Shultz, in remarks at a State Department luncheon in Fahd's honor, went further, declaring that "there is only one road" to Mideast peace: "direct negotiations between Israel and its Arab neighbors based on the territory-for-peace formula of U.N. Security Council resolution 242."

The private discussions between the Saudi king and his U.S. hosts were enlivened by a report from Jordan's official news agency that King Hussein and Palestine Liberation Organization chairman Yasser Arafat have reached agreement on "a framework for common action" to deal with the Palestinian problem.

State Department officials said neither they nor the visiting Saudis were certain what the announcement means, but the U.S. sources expressed skepticism that a solution has been found to the longstanding disagreement over the desirability of and terms for Arab negotiations with Israel.

"It seems most unlikely that the discussions between Hussein and the PLO will end at this point," a State Department official said.

Another administration official, while saying that no authoritative reports have been received from Jordan, said indications are "we're still months away" from agreement on an Arab position on talks with Israel.

Fahd, in remarks at the State Department luncheon, which followed his meeting with Reagan and other officials, spoke of areas of disagreement between the U.S. and Saudi sides but said talks between friends should be "built on frankness and reality."

It should not be forgotten, Fahd said, that the Soviet Union is watching and waiting for opportunities in the troubled Middle East. He indicated that this should be an added incentive to the United States to use its influence for peace.

In his arrival speech on the White House South Lawn, Fahd put the blame on Israel for the plight of the Palestinians. He said that while most other Arab nations gained freedom and independence, "the Palestinians, who were never aggressors or invaders, found themselves, through no fault of their own, the victims of unjust aggression."

These remarks, which U.S. officials said were repeated in substance in private conversations, suggested that the U.S.-Saudi dialogue has remained startlingly unchanged in some respects since the meeting 40 years ago this week of King Abdul Aziz, Fadh's father and the founder of Saudi Arabia, and President Franklin D. Roosevelt.

Reagan and Fahd alluded in the welcoming ceremony to the meeting, which took place Feb. 14, 1945, aboard a U.S. warship in the Middle East as Roosevelt was returning from the Yalta conference. According to the memorandum of the meeting, signed by Abdul Aziz and Roosevelt, the Saudi monarch complained bitterly about Jewish immigration to the Holy Land and of displacement of the Palestinians. Roosevelt replied that he would make no move hostile to the Arab people.

A senior administration official who briefed reporters at the White House following yesterday's discussions said a new U.S. arms sale to Saudi Arabia was not discussed.
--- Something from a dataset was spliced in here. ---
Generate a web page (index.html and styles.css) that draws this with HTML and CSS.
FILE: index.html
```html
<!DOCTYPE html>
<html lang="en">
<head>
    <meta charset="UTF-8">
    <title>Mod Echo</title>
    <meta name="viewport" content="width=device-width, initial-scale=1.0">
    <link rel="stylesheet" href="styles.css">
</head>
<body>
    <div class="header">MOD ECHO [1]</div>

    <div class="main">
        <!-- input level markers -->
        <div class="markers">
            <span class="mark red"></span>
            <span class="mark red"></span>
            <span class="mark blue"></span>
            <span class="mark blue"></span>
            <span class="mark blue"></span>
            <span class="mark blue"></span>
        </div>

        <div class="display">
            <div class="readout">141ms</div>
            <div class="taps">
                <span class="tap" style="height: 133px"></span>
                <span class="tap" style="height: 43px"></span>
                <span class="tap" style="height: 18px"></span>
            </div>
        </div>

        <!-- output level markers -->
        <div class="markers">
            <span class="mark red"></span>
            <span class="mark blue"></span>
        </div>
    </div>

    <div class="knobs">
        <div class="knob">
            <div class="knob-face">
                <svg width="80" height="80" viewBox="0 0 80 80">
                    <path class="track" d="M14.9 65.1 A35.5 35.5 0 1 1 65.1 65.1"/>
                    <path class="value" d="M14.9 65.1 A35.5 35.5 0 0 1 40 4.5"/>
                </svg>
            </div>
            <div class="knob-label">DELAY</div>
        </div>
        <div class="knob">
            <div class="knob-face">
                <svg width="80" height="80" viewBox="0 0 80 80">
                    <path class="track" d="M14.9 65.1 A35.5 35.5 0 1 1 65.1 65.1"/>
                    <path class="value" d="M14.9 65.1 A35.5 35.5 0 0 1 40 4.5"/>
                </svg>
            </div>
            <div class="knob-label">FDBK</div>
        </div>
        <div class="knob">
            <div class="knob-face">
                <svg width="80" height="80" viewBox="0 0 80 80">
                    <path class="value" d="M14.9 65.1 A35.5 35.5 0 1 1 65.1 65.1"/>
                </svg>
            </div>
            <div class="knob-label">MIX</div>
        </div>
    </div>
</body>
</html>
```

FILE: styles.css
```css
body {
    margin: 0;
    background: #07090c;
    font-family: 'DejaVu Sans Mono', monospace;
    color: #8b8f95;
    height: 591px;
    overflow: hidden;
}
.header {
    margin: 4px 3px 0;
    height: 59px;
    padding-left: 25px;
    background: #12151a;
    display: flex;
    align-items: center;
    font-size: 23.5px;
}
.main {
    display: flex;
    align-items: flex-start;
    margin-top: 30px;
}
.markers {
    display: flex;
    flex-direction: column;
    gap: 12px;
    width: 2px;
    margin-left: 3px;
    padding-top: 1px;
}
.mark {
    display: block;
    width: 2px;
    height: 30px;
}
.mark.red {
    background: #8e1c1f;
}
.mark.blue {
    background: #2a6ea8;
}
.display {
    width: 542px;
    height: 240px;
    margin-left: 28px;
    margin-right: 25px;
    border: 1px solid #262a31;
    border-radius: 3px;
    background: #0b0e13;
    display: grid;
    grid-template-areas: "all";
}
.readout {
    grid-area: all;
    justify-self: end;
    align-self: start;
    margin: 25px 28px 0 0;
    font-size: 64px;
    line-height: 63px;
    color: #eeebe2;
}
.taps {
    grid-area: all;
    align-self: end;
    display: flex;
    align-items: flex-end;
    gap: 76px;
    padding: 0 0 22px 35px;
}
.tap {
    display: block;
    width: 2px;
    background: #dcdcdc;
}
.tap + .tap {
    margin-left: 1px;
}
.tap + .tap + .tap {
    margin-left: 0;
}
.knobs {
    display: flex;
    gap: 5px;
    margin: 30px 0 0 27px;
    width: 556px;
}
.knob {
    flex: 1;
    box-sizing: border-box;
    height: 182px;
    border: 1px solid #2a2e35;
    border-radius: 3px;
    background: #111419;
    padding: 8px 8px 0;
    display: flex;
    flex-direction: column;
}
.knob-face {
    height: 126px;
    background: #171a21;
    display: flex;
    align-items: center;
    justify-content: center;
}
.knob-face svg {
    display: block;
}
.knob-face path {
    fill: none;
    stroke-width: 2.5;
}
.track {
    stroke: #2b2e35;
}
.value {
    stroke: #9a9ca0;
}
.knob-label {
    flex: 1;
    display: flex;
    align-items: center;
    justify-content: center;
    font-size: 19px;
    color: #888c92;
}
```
Reagan hinted at the case he is expected to make to Congress later this year for the sale of 40 additional F15 jets to the Saudis.

The president noted that the war between Iran and Iraq "is raging only a few minutes by air from Saudi territory."

He added that the United States will do what it can through diplomacy to end the fighting and that "we will cooperate with Saudi Arabia to ensure the integrity of your borders."

On the same theme, Shultz spoke at the State Department luncheon of the "years of effective military cooperation" between the United States and Saudi Arabia, which he said created a Saudi "shield" against the threats from Iran.

"The kingdom's capacity to defend itself when challenged is proof of the wisdom of that cooperation," Shultz said in an apparent reference to the Saudi air force's downing of Iranian jets in the Persian Gulf last June.

The full-dress White House welcome for Fahd, including a large honor guard and a 21-gun salute, occurred in bright sunshine and warmer temperatures than the capital has seen in most recent days. Fahd drew laughter and applause at the end of his speech by saying, "I would like to thank God for giving us a beautiful sunny day today."

Fadh, wearing traditional Arab headdress and robes, spoke a few sentences of English at the beginning and end of his remarks and apologized for speaking primarily in Arabic. Reagan, who was hatless and wearing an overcoat, began his remarks with a Arabic phrase that is a warm and well-established greeting used among friends.